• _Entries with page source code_
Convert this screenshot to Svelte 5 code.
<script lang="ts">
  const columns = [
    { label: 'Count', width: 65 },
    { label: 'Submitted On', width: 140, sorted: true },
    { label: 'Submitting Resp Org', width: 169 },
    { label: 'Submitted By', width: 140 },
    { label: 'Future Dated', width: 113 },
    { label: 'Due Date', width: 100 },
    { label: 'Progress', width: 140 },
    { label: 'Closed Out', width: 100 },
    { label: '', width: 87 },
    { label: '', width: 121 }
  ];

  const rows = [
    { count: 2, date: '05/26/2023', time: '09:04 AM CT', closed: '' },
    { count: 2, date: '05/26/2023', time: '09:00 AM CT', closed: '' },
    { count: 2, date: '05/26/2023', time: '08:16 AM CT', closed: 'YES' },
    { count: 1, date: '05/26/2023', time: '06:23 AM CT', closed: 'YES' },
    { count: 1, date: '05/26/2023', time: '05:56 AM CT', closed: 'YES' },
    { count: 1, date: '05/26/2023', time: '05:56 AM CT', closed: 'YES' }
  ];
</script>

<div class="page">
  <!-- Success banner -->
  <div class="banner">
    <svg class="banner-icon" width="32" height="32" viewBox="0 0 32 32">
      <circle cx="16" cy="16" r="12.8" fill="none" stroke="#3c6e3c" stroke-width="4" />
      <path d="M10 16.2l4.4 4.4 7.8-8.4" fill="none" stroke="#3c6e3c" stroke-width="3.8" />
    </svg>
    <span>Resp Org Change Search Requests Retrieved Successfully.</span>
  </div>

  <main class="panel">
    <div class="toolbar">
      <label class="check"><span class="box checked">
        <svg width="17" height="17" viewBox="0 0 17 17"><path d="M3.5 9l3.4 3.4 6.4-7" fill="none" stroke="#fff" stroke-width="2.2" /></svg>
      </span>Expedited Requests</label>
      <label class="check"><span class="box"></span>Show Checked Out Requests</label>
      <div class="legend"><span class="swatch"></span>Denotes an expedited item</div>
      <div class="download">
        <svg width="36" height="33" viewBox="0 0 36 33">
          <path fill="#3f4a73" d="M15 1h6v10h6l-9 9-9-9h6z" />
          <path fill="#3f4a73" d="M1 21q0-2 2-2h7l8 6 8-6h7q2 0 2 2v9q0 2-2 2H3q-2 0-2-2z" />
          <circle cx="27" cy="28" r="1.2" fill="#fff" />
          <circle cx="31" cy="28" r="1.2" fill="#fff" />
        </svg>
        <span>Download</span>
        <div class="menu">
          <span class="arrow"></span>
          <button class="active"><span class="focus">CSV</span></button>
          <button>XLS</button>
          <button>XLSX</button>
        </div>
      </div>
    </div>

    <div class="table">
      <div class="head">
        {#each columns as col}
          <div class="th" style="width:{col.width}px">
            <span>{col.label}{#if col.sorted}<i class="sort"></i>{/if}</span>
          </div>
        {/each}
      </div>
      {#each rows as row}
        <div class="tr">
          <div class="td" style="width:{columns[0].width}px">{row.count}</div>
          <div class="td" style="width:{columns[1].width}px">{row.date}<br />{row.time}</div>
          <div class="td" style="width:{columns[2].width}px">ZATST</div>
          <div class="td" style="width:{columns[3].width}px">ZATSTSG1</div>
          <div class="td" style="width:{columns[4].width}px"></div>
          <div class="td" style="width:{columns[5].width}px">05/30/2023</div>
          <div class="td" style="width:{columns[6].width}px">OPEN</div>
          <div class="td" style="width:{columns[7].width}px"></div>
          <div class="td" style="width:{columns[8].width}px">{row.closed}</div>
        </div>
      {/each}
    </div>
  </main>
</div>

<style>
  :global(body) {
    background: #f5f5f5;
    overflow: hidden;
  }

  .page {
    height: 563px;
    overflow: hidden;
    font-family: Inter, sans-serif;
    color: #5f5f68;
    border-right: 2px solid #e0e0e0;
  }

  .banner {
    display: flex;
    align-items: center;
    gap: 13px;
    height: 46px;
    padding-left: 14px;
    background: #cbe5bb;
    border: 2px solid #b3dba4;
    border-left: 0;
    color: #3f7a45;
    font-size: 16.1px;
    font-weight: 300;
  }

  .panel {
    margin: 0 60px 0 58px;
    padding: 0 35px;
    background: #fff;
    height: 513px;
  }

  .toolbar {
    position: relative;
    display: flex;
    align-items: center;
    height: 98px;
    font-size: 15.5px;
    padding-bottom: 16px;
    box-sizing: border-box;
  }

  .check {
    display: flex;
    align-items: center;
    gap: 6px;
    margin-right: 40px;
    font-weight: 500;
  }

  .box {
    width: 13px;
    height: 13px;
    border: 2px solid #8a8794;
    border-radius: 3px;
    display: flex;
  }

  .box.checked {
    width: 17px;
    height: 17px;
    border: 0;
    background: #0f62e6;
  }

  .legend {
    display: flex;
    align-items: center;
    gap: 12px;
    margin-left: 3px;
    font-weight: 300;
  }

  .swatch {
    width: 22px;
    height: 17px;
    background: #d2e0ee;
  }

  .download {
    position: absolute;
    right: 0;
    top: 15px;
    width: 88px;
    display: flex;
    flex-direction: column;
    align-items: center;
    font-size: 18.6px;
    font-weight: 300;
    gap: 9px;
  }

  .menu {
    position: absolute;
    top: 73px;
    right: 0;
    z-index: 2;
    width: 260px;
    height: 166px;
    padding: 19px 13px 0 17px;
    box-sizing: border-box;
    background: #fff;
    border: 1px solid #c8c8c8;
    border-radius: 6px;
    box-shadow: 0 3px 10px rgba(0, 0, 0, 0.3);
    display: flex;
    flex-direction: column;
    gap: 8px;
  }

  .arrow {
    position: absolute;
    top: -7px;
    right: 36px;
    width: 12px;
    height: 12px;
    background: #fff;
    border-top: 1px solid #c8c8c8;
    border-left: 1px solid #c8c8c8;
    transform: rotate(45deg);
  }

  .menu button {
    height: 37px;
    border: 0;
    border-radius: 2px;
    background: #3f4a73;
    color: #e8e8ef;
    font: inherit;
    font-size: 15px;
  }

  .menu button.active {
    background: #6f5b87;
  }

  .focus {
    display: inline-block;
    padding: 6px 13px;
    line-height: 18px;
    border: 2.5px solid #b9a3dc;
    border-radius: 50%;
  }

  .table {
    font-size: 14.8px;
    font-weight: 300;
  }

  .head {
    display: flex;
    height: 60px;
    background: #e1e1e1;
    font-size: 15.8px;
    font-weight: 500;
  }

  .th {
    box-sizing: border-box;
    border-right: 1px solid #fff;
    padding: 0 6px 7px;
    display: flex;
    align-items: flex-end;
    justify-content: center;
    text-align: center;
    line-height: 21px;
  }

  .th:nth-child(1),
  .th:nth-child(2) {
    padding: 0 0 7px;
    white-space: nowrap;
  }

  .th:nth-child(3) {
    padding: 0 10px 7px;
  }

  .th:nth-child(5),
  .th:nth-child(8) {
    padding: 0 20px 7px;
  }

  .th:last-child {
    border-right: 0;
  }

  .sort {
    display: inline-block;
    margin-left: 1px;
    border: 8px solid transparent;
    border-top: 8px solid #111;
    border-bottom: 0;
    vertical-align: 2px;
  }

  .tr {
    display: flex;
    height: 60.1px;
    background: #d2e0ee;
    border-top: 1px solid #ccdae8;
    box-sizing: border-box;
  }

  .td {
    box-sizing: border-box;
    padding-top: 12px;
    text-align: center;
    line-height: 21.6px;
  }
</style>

---

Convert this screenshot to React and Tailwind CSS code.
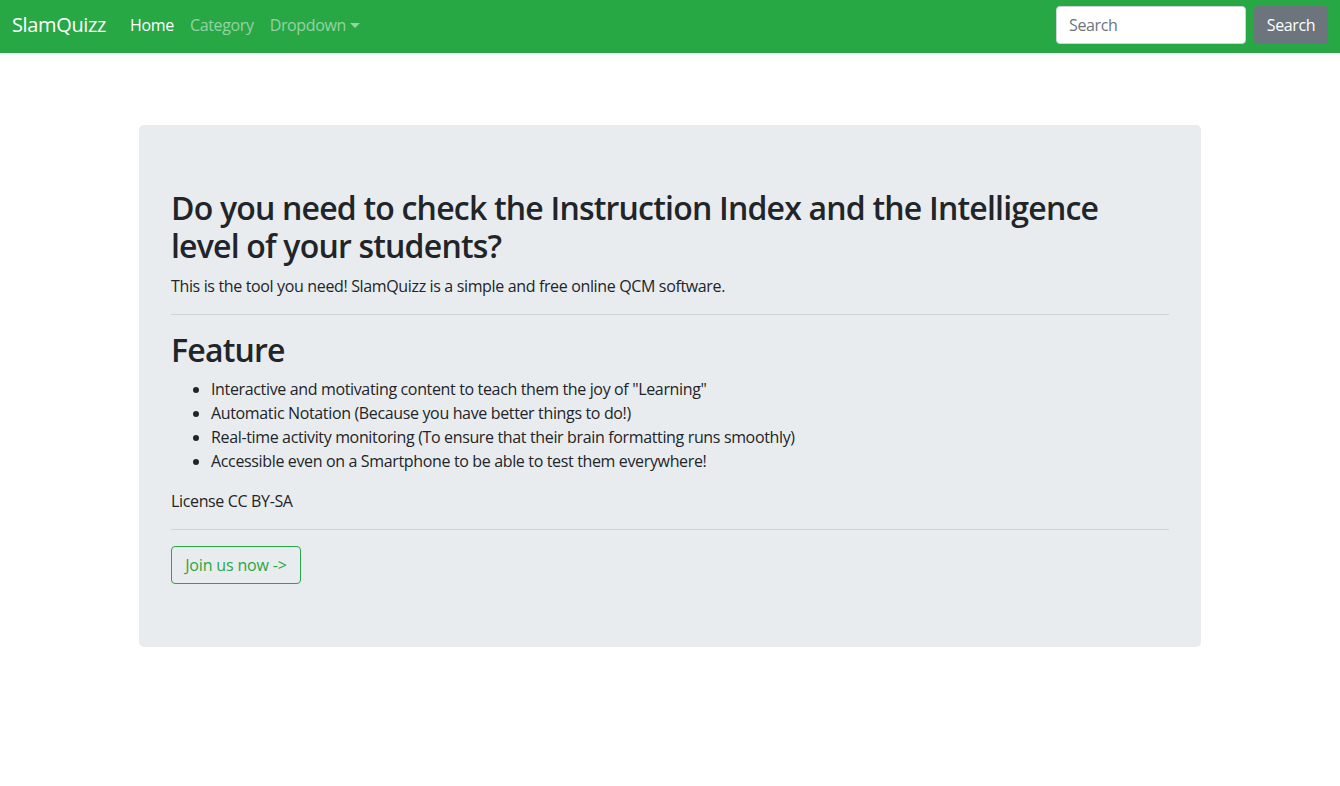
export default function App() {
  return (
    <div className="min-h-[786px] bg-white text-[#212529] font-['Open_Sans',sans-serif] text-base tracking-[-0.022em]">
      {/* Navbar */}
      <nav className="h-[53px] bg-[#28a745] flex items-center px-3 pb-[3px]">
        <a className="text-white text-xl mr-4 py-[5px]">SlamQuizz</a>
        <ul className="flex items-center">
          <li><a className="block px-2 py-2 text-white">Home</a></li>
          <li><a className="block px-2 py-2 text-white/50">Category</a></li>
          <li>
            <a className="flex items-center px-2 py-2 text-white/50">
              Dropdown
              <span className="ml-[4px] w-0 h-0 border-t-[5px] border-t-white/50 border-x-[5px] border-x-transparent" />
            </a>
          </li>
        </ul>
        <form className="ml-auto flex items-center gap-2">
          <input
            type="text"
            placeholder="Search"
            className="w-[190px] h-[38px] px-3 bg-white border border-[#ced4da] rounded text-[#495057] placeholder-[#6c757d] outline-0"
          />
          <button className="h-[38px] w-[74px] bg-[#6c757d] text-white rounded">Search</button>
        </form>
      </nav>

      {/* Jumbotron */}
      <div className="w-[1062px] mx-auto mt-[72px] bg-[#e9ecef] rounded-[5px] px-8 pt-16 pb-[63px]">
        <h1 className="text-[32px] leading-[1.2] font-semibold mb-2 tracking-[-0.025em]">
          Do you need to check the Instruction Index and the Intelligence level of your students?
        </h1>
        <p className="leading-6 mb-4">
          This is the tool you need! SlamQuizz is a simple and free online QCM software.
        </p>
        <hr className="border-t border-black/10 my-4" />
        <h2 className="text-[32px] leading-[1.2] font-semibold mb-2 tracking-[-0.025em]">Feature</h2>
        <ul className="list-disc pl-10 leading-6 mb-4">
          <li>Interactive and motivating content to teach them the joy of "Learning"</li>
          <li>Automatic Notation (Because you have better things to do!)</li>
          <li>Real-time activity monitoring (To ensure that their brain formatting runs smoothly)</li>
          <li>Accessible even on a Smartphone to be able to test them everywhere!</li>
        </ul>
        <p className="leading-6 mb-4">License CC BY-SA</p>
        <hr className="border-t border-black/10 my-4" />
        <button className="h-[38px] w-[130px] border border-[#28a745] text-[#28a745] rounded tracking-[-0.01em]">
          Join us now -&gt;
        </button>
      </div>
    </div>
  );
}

• _Brief_
Return every line above that contains the word "Convert".

• _Output_
Convert this screenshot to Svelte 5 code.
Convert this screenshot to React and Tailwind CSS code.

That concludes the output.